Jason Hall: Before I can get into that, just some background context when Danny and I were talking about the show today, I suggested that we look at two companies that went public about the same time that are both in cloud and software-as-a-service, but they don't do the same thing. C3.ai and Snowflake, they do very different things. Their stocks have gone in very different directions. Where C3.ai stock has continued to plummet and Snowflake stock established itself and it's actually recovered a lot of its losses. Here's the thing. I'm going to share my screen here, and you look at the comments.
Just what I'm going to do is I'm just going to walk through a couple of pages in the investor presentation from their earnings. Like Danny said, so you look at it right here, off the top. Revenue was up 41%. Hey, that's pretty good. Subscription revenues up 32%. Maybe you'd like to see that growing faster. Subscription revenues, that's like the core. You really like that growing faster than revenue, but it's still growing at a good rate. Gross profits up 35%, not quite as good as revenues, but still it's up. We know it's spending more money in this managing its costs. RPO was up 74%. Hey, that's great because this is the business where they sign those subscriptions. They get paid a lump sum of money, so they get the cash up front, then they recognize the revenue as they provide that portion of the contract over each financial period. That means they're signing customers up. That's really good if RPO is growing faster than subscription service or revenue, that means that we should see those numbers start to accelerate. That's really what it tells us.
Vena: Doesn't that give us a little bit of insight into what their future growth is?
Hall: Entirely does, because that RPO today is cash in the bank, but it's revenue next quarter and the quarter after that, and the quarter after that. That's really good. Then you look at that cadence of revenues growth. You see, it looks like every year they bring up the revenue, and it's pretty stable, then it comes up again, it comes up again. ... Am I still here guys or did you lose me? Am I still here?
Jon Quast: We lost you for a minute there, Jason.
Vena: I lost you for a minute, too. I wasn't sure if it was you or me.
Hall: It was me. I heard my little beep thing. Anyway, you see the cadence of revenues and you see that over the past trailing 12 month,s revenue growth is accelerated. Hey, these things are looking pretty good here.
I'm going to hop out of the screen share for a second. Actually, you know what I can do? Well, I'm going to hop out of the screen share. There's one more little piece of data that they announced that was also positive. That's the number of customers was up. I've got a great slide I can share here. This is from Beat & Raise when we covered it. Customer count was up 63%. Lots of good little things here.
But here's why the stock is doing this. Right here. That Baker Hughes contract. On the earnings call, the CEO talked about how Baker Hughes continues to be a big win.

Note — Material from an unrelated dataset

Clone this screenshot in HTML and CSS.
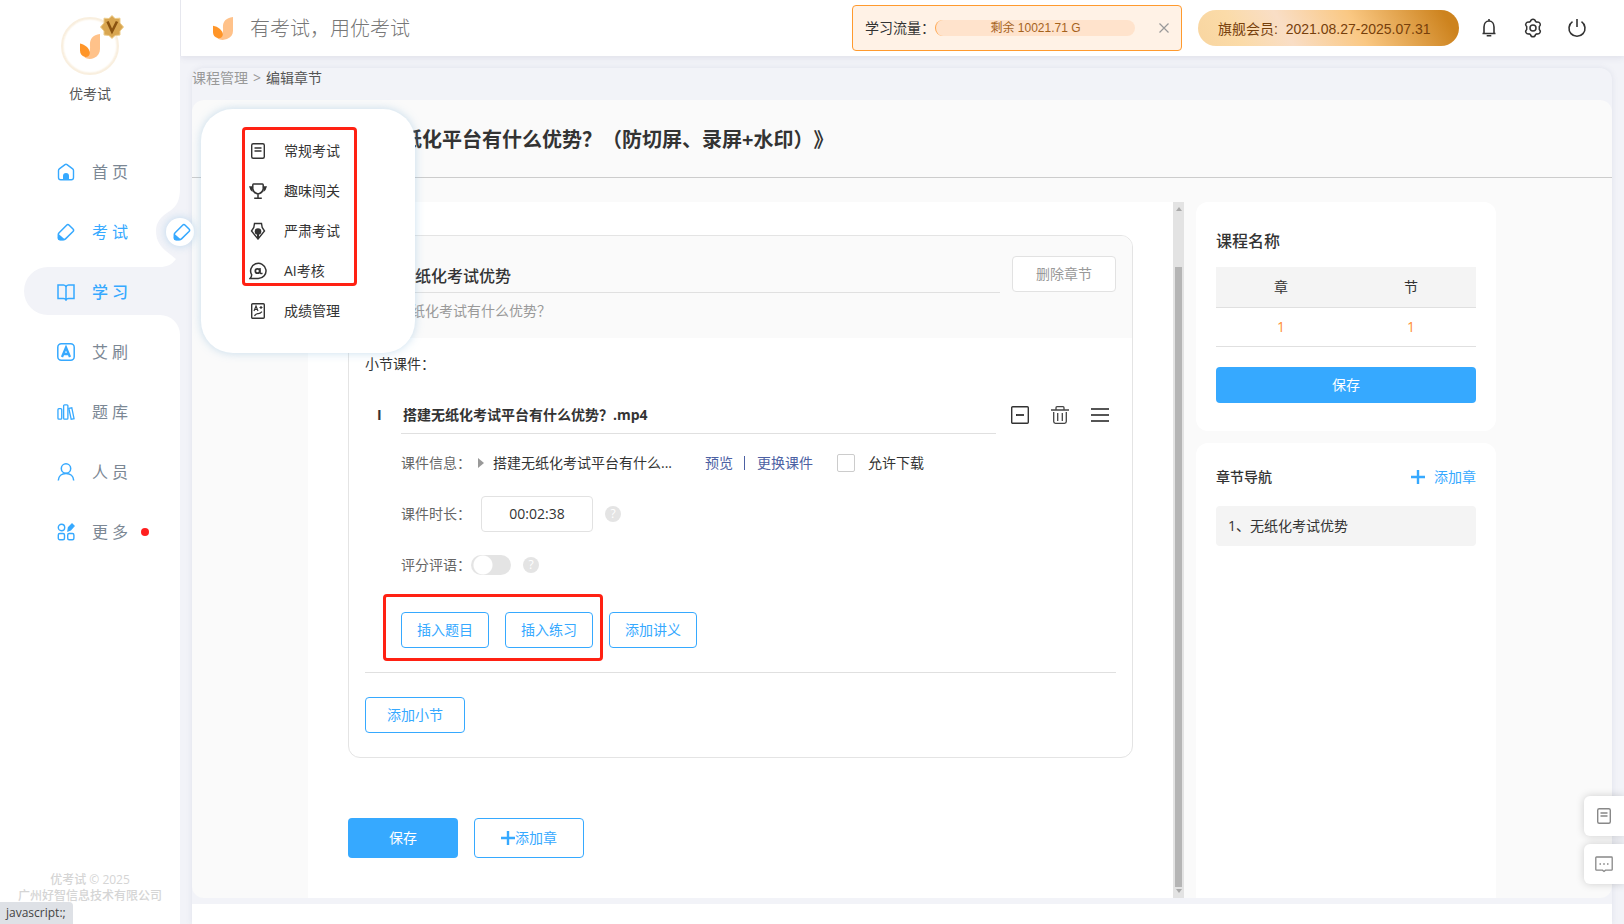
FILE: index.html
```html
<!DOCTYPE html>
<html lang="zh-CN">
<head>
<meta charset="utf-8">
<title>编辑章节 - 优考试</title>
<meta name="viewport" content="width=device-width, initial-scale=1">
<link rel="stylesheet" href="styles.css">
</head>
<body>
<svg class="defs" width="0" height="0" aria-hidden="true">
  <symbol id="i-logo" viewBox="0 0 20 25">
    <path d="M20 0C12 1 9.500 6 10 12C10.500 17 8.500 21 4.500 23.500C7 25.200 11 25.300 14 24C18 22.300 20 19 20 15Z" fill="#ffc28a"/>
    <path d="M0 9.500C5 10.500 9.500 14 9.800 19C9.800 21.500 7.500 23.500 5 23C1.500 22 0 19.500 0 16.500Z" fill="#ff9528"/>
  </symbol>
  <symbol id="i-eraser" viewBox="0 0 18 18">
    <path d="M9.600 2.200Q10.900 .9 12.200 2.200L16 6Q17.200 7.200 16 8.500L8.500 15.900Q7.700 16.700 6.300 16.700H3.200Q1.300 16.700 1.300 14.500V11.600Q1.300 10.500 2.100 9.700Z" fill="none" stroke="#36a9ff" stroke-width="1.500"/>
    <path d="M1.300 10.800L8 16.500Q7.500 17.200 6 17.200H3Q.8 17.200 .8 15Z" fill="#36a9ff"/>
  </symbol>
  <symbol id="i-doc" viewBox="0 0 18 18" fill="none" stroke="currentColor">
    <rect x="2.700" y="1.700" width="12.600" height="14.600" rx="1.500" stroke-width="1.400"/>
    <path d="M5.500 6H12.500M5.500 9H12.500" stroke-width="1.300"/>
  </symbol>
  <symbol id="i-plus" viewBox="0 0 14 14">
    <path d="M7 0V14M0 7H14" stroke="#36a9ff" stroke-width="2.400"/>
  </symbol>
</svg>

<div class="shell">
  <aside class="sidebar">
    <svg class="notch" width="158" height="152" viewBox="24 188 158 152" aria-hidden="true">
      <path d="M182 188H180C180 200 177 206 170 211C160 217 156 223 156 231C156 240 160 246 166 251L176 259C172 265 166 267 160 267H48A24 24 0 0 0 48 315H160A20 20 0 0 1 180 335V340H182Z" fill="#f2f3f8"/>
    </svg>
    <div class="avatar">
      <svg width="20" height="25"><use href="#i-logo"/></svg>
      <svg class="badge" width="24" height="24" viewBox="0 0 24 24" aria-hidden="true">
        <path d="M12 .5L15 3.500L20 3.200L20 8L23.500 12L20 16L20 20L15 20.500L12 23.500L9 20.500L4 20L4 16L.5 12L4 8L4 3.200L9 3.500Z" fill="#d9a650" stroke="#edcd8c"/>
        <path d="M7.500 6.500L12 16.500L17 6.500" fill="none" stroke="#8a5310" stroke-width="2.600"/>
      </svg>
    </div>
    <div class="username">优考试</div>
    <nav class="nav">
      <a href="#"><svg width="18" height="18" viewBox="0 0 18 18"><path d="M1.500 7.500Q1.500 6.500 2.300 5.900L8 1.600Q9 .9 10 1.600L15.700 5.900Q16.500 6.500 16.500 7.500V14.500Q16.500 16.700 14.300 16.700H3.700Q1.500 16.700 1.500 14.500Z" fill="none" stroke="#36a9ff" stroke-width="1.400"/><path d="M6 17V13A3 3 0 0 1 12 13V17Z" fill="#36a9ff"/></svg>首页</a>
      <a href="#" class="on"><svg width="18" height="18"><use href="#i-eraser"/></svg>考试</a>
      <a href="#" class="on current"><svg width="18" height="18" viewBox="0 0 18 18" fill="none" stroke="#36a9ff" stroke-width="1.500"><path d="M9 4Q8.500 2 6.500 2H1V15.500H6.500Q8.500 15.500 9 17Q9.500 15.500 11.500 15.500H17V2H11.500Q9.500 2 9 4V16.500"/></svg>学习</a>
      <a href="#"><svg width="18" height="18" viewBox="0 0 18 18"><rect x=".8" y=".8" width="16.400" height="16.400" rx="3.500" fill="none" stroke="#36a9ff" stroke-width="1.500"/><path d="M5 14L9 4.500L13 14M6.500 11H11.500" fill="none" stroke="#36a9ff" stroke-width="2.300"/></svg>艾刷</a>
      <a href="#"><svg width="19" height="18" viewBox="0 0 19 18" fill="none" stroke="#36a9ff" stroke-width="1.400"><rect x="1" y="5.500" width="4" height="11" rx="1"/><rect x="7" y="1.500" width="4.500" height="15" rx="1"/><path d="M12.500 5.200L15.600 4.500L18 16L15 16.700Z"/></svg>题库</a>
      <a href="#"><svg width="18" height="18" viewBox="0 0 18 18" fill="none" stroke="#36a9ff" stroke-width="1.500"><circle cx="9" cy="5.500" r="4.700"/><path d="M1.300 17.500C1.500 13 4.800 10.500 9 10.500S16.500 13 16.700 17.500"/></svg>人员</a>
      <a href="#"><svg width="18" height="18" viewBox="0 0 18 18" fill="none" stroke="#36a9ff" stroke-width="1.400"><circle cx="4.500" cy="4.500" r="3.200"/><rect x="1.300" y="10.500" width="6.200" height="6.200" rx="1.500"/><rect x="10.700" y="10.500" width="6.200" height="6.200" rx="1.500"/><path d="M11 7.800L11.500 4.500L15 1L17 3L13.500 6.800Z" fill="#36a9ff"/></svg>更多<i class="dot"></i></a>
    </nav>
    <div class="copyright">优考试 © 2025<br>广州好智信息技术有限公司</div>
  </aside>

  <div class="main">
    <header class="topbar">
      <svg class="topbar-logo" width="20" height="23" viewBox="0 0 20 25" preserveAspectRatio="none"><use href="#i-logo"/></svg>
      <span class="slogan">有考试，用优考试</span>
      <div class="traffic">
        <span>学习流量：</span>
        <span class="meter">剩余 10021.71 G</span>
        <button class="close" aria-label="关闭"><svg width="10" height="10" viewBox="0 0 10 10"><path d="M.5 .5L9.500 9.500M9.500 .5L.5 9.500" stroke="#999" stroke-width="1.200"/></svg></button>
      </div>
      <div class="vip">旗舰会员:&nbsp; 2021.08.27-2025.07.31</div>
      <div class="tools">
        <button aria-label="通知"><svg width="20" height="20" viewBox="0 0 20 20" fill="none" stroke="#333" stroke-width="1.600"><path d="M10 1V3M3.500 15.500H16.500M5 15.500V9C5 5.500 7 3 10 3S15 5.500 15 9V15.500M7.700 17.700H12.300" /></svg></button>
        <button aria-label="设置"><svg width="20" height="20" viewBox="0 0 20 20" fill="none" stroke="#333" stroke-width="1.500" stroke-linejoin="round"><path d="M7.400 3.500Q8 1.200 10 1.200T12.600 3.500L13.800 4.200Q16 3.700 17 5.300T16.300 8.600V11.400Q18 13.100 17 14.700T13.800 15.800L12.600 16.500Q12 18.800 10 18.800T7.400 16.500L6.200 15.800Q4 16.300 3 14.700T3.700 11.400V8.600Q2 6.900 3 5.300T6.200 4.200Z"/><circle cx="10" cy="10" r="3"/></svg></button>
        <button aria-label="退出"><svg width="20" height="20" viewBox="0 0 20 20" fill="none" stroke="#333" stroke-width="1.600"><path d="M5.500 3.700A8 8 0 1 0 14.500 3.700M10 1V9"/></svg></button>
      </div>
    </header>

    <div class="page">
      <div class="crumbs"><a href="#">课程管理</a><span>&gt;</span><b>编辑章节</b></div>
      <div class="panel">
        <h1 class="title">《搭建无纸化平台有什么优势？（防切屏、录屏+水印）》</h1>
        <div class="columns">
          <main class="scroller">
            <section class="chapter">
              <div class="chapter-head">
                <div class="chapter-row">
                  <h2 class="chapter-name">无纸化考试优势</h2>
                  <button class="btn-plain">删除章节</button>
                </div>
                <p class="chapter-desc">无纸化考试有什么优势？</p>
              </div>
              <div class="chapter-body">
                <div class="label-line">小节课件：</div>
                <div class="lesson-row">
                  <span class="index">I</span>
                  <h3 class="lesson-name">搭建无纸化考试平台有什么优势？.mp4</h3>
                  <div class="lesson-tools">
                    <button aria-label="收起"><svg width="18" height="18" viewBox="0 0 18 18"><rect x=".7" y=".7" width="16.600" height="16.600" rx="1" fill="none" stroke="#333" stroke-width="1.400"/><path d="M5 9H13" stroke="#333" stroke-width="1.800"/></svg></button>
                    <button aria-label="删除"><svg width="18" height="18" viewBox="0 0 18 18" fill="none" stroke="#444" stroke-width="1.300"><path d="M0 4H18M5 4V1.700Q5 .7 6 .7H12Q13 .7 13 1.700V4M2.700 6V15.500Q2.700 17.300 4.500 17.300H13.500Q15.300 17.300 15.300 15.500V6M6.700 7V15M11.300 7V15"/></svg></button>
                    <button aria-label="排序"><svg width="18" height="18" viewBox="0 0 18 18"><path d="M0 3H18M0 9H18M0 15H18" stroke="#555" stroke-width="1.800"/></svg></button>
                  </div>
                </div>
                <div class="fields">
                  <div class="field">
                    <span>课件信息：</span><i class="tri"></i><span class="file">搭建无纸化考试平台有什么...</span>
                    <a href="#" class="preview">预览</a><i class="bar"></i><a href="#">更换课件</a>
                    <label class="allow"><input type="checkbox" class="check">允许下载</label>
                  </div>
                  <div class="field">
                    <label for="dur">课件时长：</label><input id="dur" class="duration" type="text" value="00:02:38"><i class="help">?</i>
                  </div>
                  <div class="field">
                    <label for="cmt">评分评语：</label><input id="cmt" class="switch" type="checkbox"><i class="help">?</i>
                  </div>
                  <div class="inserts">
                    <i class="mark mark-inserts"></i>
                    <button class="btn-line">插入题目</button>
                    <button class="btn-line">插入练习</button>
                    <button class="btn-line">添加讲义</button>
                  </div>
                </div>
                <div class="chapter-foot"><button class="btn-line wide">添加小节</button></div>
              </div>
            </section>
            <div class="actions">
              <button class="btn-fill">保存</button>
              <button class="btn-line big"><svg width="14" height="14"><use href="#i-plus"/></svg>添加章</button>
            </div>
          </main>
          <div class="track" aria-hidden="true"><i class="arrow up"></i><i class="thumb"></i><i class="arrow down"></i></div>
          <aside class="side">
            <section class="box">
              <h2 class="box-title">课程名称</h2>
              <table class="stats">
                <thead><tr><th>章</th><th>节</th></tr></thead>
                <tbody><tr><td>1</td><td>1</td></tr></tbody>
              </table>
              <button class="btn-fill full">保存</button>
            </section>
            <section class="box outline">
              <div class="outline-head"><h2>章节导航</h2><a href="#"><svg width="14" height="14"><use href="#i-plus"/></svg>添加章</a></div>
              <a href="#" class="outline-item">1、无纸化考试优势</a>
            </section>
          </aside>
        </div>
      </div>
      <div class="below"></div>
    </div>
  </div>
</div>

<div class="knob"><svg width="18" height="18"><use href="#i-eraser"/></svg></div>
<div class="submenu">
  <i class="mark mark-menu"></i>
  <a href="#"><svg width="18" height="18"><use href="#i-doc"/></svg>常规考试</a>
  <a href="#"><svg width="18" height="18" viewBox="0 0 18 18"><path d="M4.500 2H13.500Q14.200 2 14.200 3V7Q13.500 11 9 12Q4.500 11 3.800 7V3Q3.800 2 4.500 2ZM9 12V15.700M5.200 16.300H12.800" fill="none" stroke="#333" stroke-width="1.500"/><path d="M0 4.200H3.500V10Q1 8.500 0 4.200ZM18 4.200H14.500V10Q17 8.500 18 4.200Z" fill="#333"/></svg>趣味闯关</a>
  <a href="#"><svg width="18" height="18" viewBox="0 0 18 18"><path d="M5.500 1.500H12.500L13.200 5.500L15.500 9L9 17L2.500 9L4.800 5.500Z" fill="none" stroke="#333" stroke-width="1.400"/><circle cx="9" cy="9.500" r="3.300" fill="#333"/><path d="M9 10V17" stroke="#333" stroke-width="2"/></svg>严肃考试</a>
  <a href="#"><svg width="18" height="18" viewBox="0 0 18 18" fill="none" stroke="#333" stroke-width="1.500"><path d="M1 16.500H9.300A7.700 7.600 0 1 0 2.700 12.800Q2.700 15 1 16.500Z"/><circle cx="8.500" cy="9" r="2.200" stroke-width="1.800"/><path d="M11 6V10.500Q11.500 12 13.500 11.300" /></svg>AI考核</a>
  <a href="#"><svg width="18" height="18" viewBox="0 0 18 18" fill="none" stroke="#333"><rect x="2.700" y="1.700" width="12.600" height="14.600" rx="1" stroke-width="1.400"/><path d="M5 9L7 4L9 9M5.700 7.500H8.300M10.500 5.500H13.500M12 4V7M5.500 14Q7 11.500 9 11.700T13 9.700" stroke-width="1.200"/></svg>成绩管理</a>
</div>

<div class="floaters">
  <button aria-label="文档"><svg width="18" height="18"><use href="#i-doc"/></svg></button>
  <button aria-label="反馈"><svg width="18" height="18" viewBox="0 0 18 18" fill="none" stroke="currentColor" stroke-width="1.300"><path d="M1.500 2H16.500Q17.200 2 17.200 2.700V14.500Q17.200 15.200 16.500 15.200H10.500L9 16.500L7.500 15.200H1.500Q.8 15.200 .8 14.500V2.700Q.8 2 1.500 2Z"/><path d="M4.500 9H6M8.200 9H9.800M12 9H13.500" stroke-width="1.600"/></svg></button>
</div>
<div class="status">javascript:;</div>
</body>
</html>
```

FILE: styles.css
```css
* { box-sizing: border-box; }
html, body { margin: 0; }
body {
  font: 14px/20px "Open Sans", "Noto Sans CJK SC", sans-serif;
  color: #333;
  background: #f2f3f8;
  text-spacing-trim: space-all;
}
h1, h2, h3, p { margin: 0; font-size: 14px; }
a { color: inherit; text-decoration: none; }
button { font: inherit; color: inherit; padding: 0; border: 0; background: none; cursor: pointer; }
svg { display: block; flex: none; }
i { font-style: normal; }
.defs { position: absolute; }

.shell { display: flex; min-height: 100vh; }

/* sidebar */
.sidebar {
  position: relative;
  flex: 0 0 180px;
  display: flex;
  flex-direction: column;
  align-items: center;
  padding: 17px 0 20px;
  background: #fff;
}
.notch { position: absolute; left: 24px; top: 188px; }
.avatar {
  position: relative;
  display: flex;
  align-items: center;
  justify-content: center;
  width: 58px;
  height: 58px;
  border: 2px solid #f9efdf;
  border-radius: 50%;
  box-shadow: inset 0 0 2px #f5e2c4;
}
.badge { position: absolute; right: -7px; top: -4px; }
.username { margin-top: 9px; color: #555; }
.nav { position: relative; width: 100%; margin-top: 38px; }
.nav a {
  display: flex;
  align-items: center;
  gap: 17px;
  height: 60px;
  padding-left: 57px;
  font-size: 16px;
  letter-spacing: 4px;
  color: #7b8794;
}
.nav a.on { color: #36a9ff; }
.nav a.current { font-weight: 500; }
.nav svg { width: 18px; }
.dot { width: 8px; height: 8px; margin-left: -8px; border-radius: 50%; background: #ff1f1f; }
.copyright {
  margin-top: auto;
  font-size: 12px;
  line-height: 16px;
  font-weight: 500;
  text-align: center;
  color: #d5d5d5;
}

/* top bar */
.main { flex: 1; min-width: 0; display: flex; flex-direction: column; }
.topbar {
  display: flex;
  align-items: center;
  height: 56px;
  padding: 0 37px 0 32px;
  background: #fff;
  border-left: 1px solid #e6e7ee;
  box-shadow: 0 2px 6px rgba(100, 100, 140, .12);
}
.slogan { margin-left: 17px; padding-top: 2px; font-size: 20px; font-weight: 300; line-height: 28px; color: #777; }
.traffic {
  display: flex;
  align-items: center;
  width: 330px;
  height: 46px;
  margin-left: auto;
  padding: 0 12px;
  border: 1px solid #ff9a2e;
  border-radius: 4px;
  background: #fff2e6;
}
.meter {
  flex: none;
  width: 200px;
  height: 16px;
  border-radius: 8px;
  border-left: 1px solid #ffa64d;
  background: #ffe3cc;
  font: 12px/16px "Liberation Sans", "Noto Sans CJK SC", sans-serif;
  text-align: center;
  color: #a5621c;
}
.close { margin-left: auto; }
.vip {
  flex: none;
  width: 261px;
  height: 36px;
  margin-left: 16px;
  padding: 1px 0 0 20px;
  border-radius: 18px;
  background: linear-gradient(60deg, #f8d5a0, #fbdba8 16%, #f9dec6 34%, #fac883 60%, #cd831e 94%);
  font: 14px/36px "Liberation Sans", "Noto Sans CJK SC", sans-serif;
  color: #77400b;
}
.tools { display: flex; gap: 24px; margin-left: 20px; }

/* page */
.page { flex: 1; display: flex; flex-direction: column; margin: 12px 12px 0; border-radius: 12px 12px 0 0; box-shadow: 0 0 6px rgba(100, 110, 150, .13); }
.crumbs { display: flex; gap: 5px; height: 32px; color: #999; }
.crumbs b { font-weight: 400; color: #555; }
.panel { flex: 1; display: flex; flex-direction: column; border-radius: 12px; background: #fafafa; }
.title {
  padding: 25px 16px 22px 130px;
  border-bottom: 1px solid #ccc;
  font-size: 20px;
  line-height: 30px;
}
.columns { flex: 1; display: flex; width: 100%; max-width: 1188px; margin: 0 auto; padding-top: 24px; }
.scroller { flex: 1; min-width: 0; padding: 33px 40px 40px; background: #fff; }
.below { height: 20px; margin-top: 6px; background: #fff; }

.chapter { border: 1px solid #e4e4e4; border-radius: 12px; overflow: hidden; }
.chapter-head { height: 102px; padding: 20px 16px 0 15px; background: #fafafa; }
.chapter-row { display: flex; gap: 12px; }
.chapter-name {
  flex: 1;
  padding: 8px 0 4px 35px;
  border-bottom: 1px solid #e0e0e0;
  font-size: 16px;
  line-height: 24px;
  font-weight: 500;
}
.chapter-desc { padding: 8px 0 0 33px; font-weight: 400; color: #999; }
.btn-plain { width: 104px; height: 36px; border: 1px solid #e2e2e2; border-radius: 4px; background: #fff; color: #999; }
.chapter-body { padding: 16px 16px 24px; }
.lesson-row { display: flex; margin-top: 24px; }
.index { width: 36px; padding: 7px 0 0 12px; font-weight: 700; }
.lesson-name { flex: 1; padding: 7px 2px 8px; border-bottom: 1px solid #e0e0e0; font-weight: 700; }
.lesson-tools { display: flex; gap: 22px; align-items: center; margin: 0 7px 2px 15px; }
.fields { padding: 11px 0 24px 36px; border-bottom: 1px solid #e0e0e0; }
.field { display: flex; align-items: center; height: 36px; margin-bottom: 15px; color: #666; }
.field a { color: #4c61a3; }
.tri { margin-left: 7px; border: 5px solid transparent; border-left: 6px solid #999; border-right: 0; }
.file { margin-left: 9px; color: #333; }
.field .preview { margin-left: 33px; }
.bar { width: 1px; height: 14px; margin: 0 12px 0 11px; background: #4c61a3; }
.allow { display: flex; align-items: center; margin-left: 24px; color: #333; }
.check { appearance: none; width: 18px; height: 18px; margin: 0 13px 0 0; border: 1px solid #ccc; border-radius: 2px; background: #fff; }
.duration {
  width: 112px;
  height: 36px;
  margin: 0 0 0 10px;
  padding: 0 2px 2px;
  border: 1px solid #e2e2e2;
  border-radius: 4px;
  font: inherit;
  color: #333;
  text-align: center;
}
.help {
  width: 16px;
  height: 16px;
  margin-left: 12px;
  border-radius: 50%;
  background: #e4e4e4;
  font-size: 12px;
  line-height: 16px;
  text-align: center;
  color: #fff;
}
.duration + .help { margin-left: 12px; }
.switch {
  appearance: none;
  width: 40px;
  height: 20px;
  margin: 0;
  border-radius: 10px;
  background: radial-gradient(circle at 12px 10px, #fff 9px, #e4e4e4 10px);
}
.inserts { position: relative; display: flex; gap: 16px; padding-top: 14px; }
.btn-line {
  display: flex;
  align-items: center;
  justify-content: center;
  width: 88px;
  height: 36px;
  border: 1px solid #36a9ff;
  border-radius: 4px;
  background: #fff;
  color: #36a9ff;
}
.btn-line.wide { width: 100px; }
.btn-line.big { width: 110px; height: 40px; }
.btn-fill { width: 110px; height: 40px; border-radius: 4px; background: #36a9ff; color: #fff; }
.btn-fill.full { width: 100%; height: 36px; }
.chapter-foot { padding-top: 24px; }
.actions { display: flex; gap: 16px; margin-top: 60px; }

.mark { position: absolute; border: 3px solid #ff2113; border-radius: 4px; pointer-events: none; }
.mark-inserts { left: -18px; top: -4px; width: 220px; height: 67px; }
.mark-menu { left: 41px; top: 18px; width: 115px; height: 159px; }

.track { display: flex; flex-direction: column; align-items: center; width: 11px; padding: 5px 0; background: #e3e3e3; }
.arrow { border: 3px solid transparent; }
.up { border-top: 0; border-bottom: 4px solid #aaa; }
.down { border-bottom: 0; border-top: 4px solid #aaa; }
.thumb { flex: 1; width: 7px; margin: 56px 0 2px; background: #b5b5b5; }

/* right column */
.side { display: flex; flex-direction: column; gap: 12px; width: 300px; margin-left: 12px; }
.box { padding: 28px 20px; border-radius: 12px; background: #fff; }
.box-title { margin-bottom: 14px; font-size: 16px; font-weight: 500; line-height: 23px; }
.stats { width: 100%; margin-bottom: 20px; border-collapse: collapse; table-layout: fixed; }
.stats th, .stats td { height: 40px; padding: 0; border-bottom: 1px solid #e0e0e0; text-align: center; font-weight: 400; }
.stats th { background: #f4f4f4; }
.stats td { height: 39px; color: #ff8f33; }
.outline { flex: 1; padding-top: 24px; border-radius: 12px 12px 0 0; }
.outline-head { display: flex; justify-content: space-between; color: #36a9ff; }
.outline-head h2 { font-weight: 500; color: #333; }
.outline-head a { display: flex; align-items: center; gap: 9px; }
.outline-item { display: block; margin-top: 19px; padding: 10px 12px; border-radius: 4px; background: #f4f4f4; }

/* overlays */
.knob {
  position: absolute;
  left: 166px;
  top: 218px;
  display: flex;
  align-items: center;
  justify-content: center;
  width: 28px;
  height: 28px;
  padding-left: 3px;
  border-radius: 50%;
  background: #fff;
  box-shadow: 0 0 9px rgba(120, 180, 225, .45);
}
.submenu {
  position: absolute;
  left: 201px;
  top: 109px;
  width: 214px;
  padding: 22px 0;
  border-radius: 32px;
  background: #fff;
  box-shadow: 0 0 10px rgba(120, 175, 215, .4);
}
.submenu a { display: flex; align-items: center; gap: 17px; height: 40px; padding-left: 48px; }
.floaters { position: fixed; right: 0; bottom: 40px; display: grid; gap: 8px; }
.floaters button {
  display: flex;
  align-items: center;
  justify-content: center;
  width: 40px;
  height: 40px;
  border-radius: 6px 0 0 6px;
  background: #fff;
  color: #888;
  box-shadow: 0 0 8px rgba(0, 0, 0, .18);
}
.status {
  position: fixed;
  left: 0;
  bottom: 0;
  padding: 1px 7px 1px 6px;
  border-radius: 0 4px 0 0;
  background: #dee1e6;
  font: 12px/20px "Open Sans", sans-serif;
  color: #444;
}
```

They just locked in an extension of their contract with Baker Hughes. This was the second time they've expanded and extended their relationship and their contract with Baker Hughes, and now their contract with Baker Hughes is for almost $500 million in revenue, and $357 million of that is going to come over the next three-and-a-half years. Without dragging people through the painful exercise right now, if you do the math, not all of it, an outsize portion of the RPO growth, an outsize portion of its revenue growth is tied to Baker Hughes.
It's actually seeing smaller revenue. Again, think about this way. Customer count increased 61% in the quarter. Subscription revenue only increased 32%. There's a detachment from that. What we're seeing, to put little bow on this, Danny, then we can talk a little bit about it, by and large what we're seeing is companies are coming to C3 and they're signing up for subscription or they're contracting for a project or something. But by and large, it's little nibbles. They're still trying to figure out how they can leverage not just C3.ai as a partner, but how can they leverage AI within their enterprise. I think that's the biggest challenge the company's dealing with right now, is finding the opportunities where businesses can leverage AI in a meaningful way that they are willing to sign up for a long-term contract. Right now, Baker Hughes unequivocally has identified a way that it can take advantage of C3.ai. But it doesn't seem like the majority of its customers are experiencing the same thing so far. That, plain and simple, that's why the stock price has continued to fall.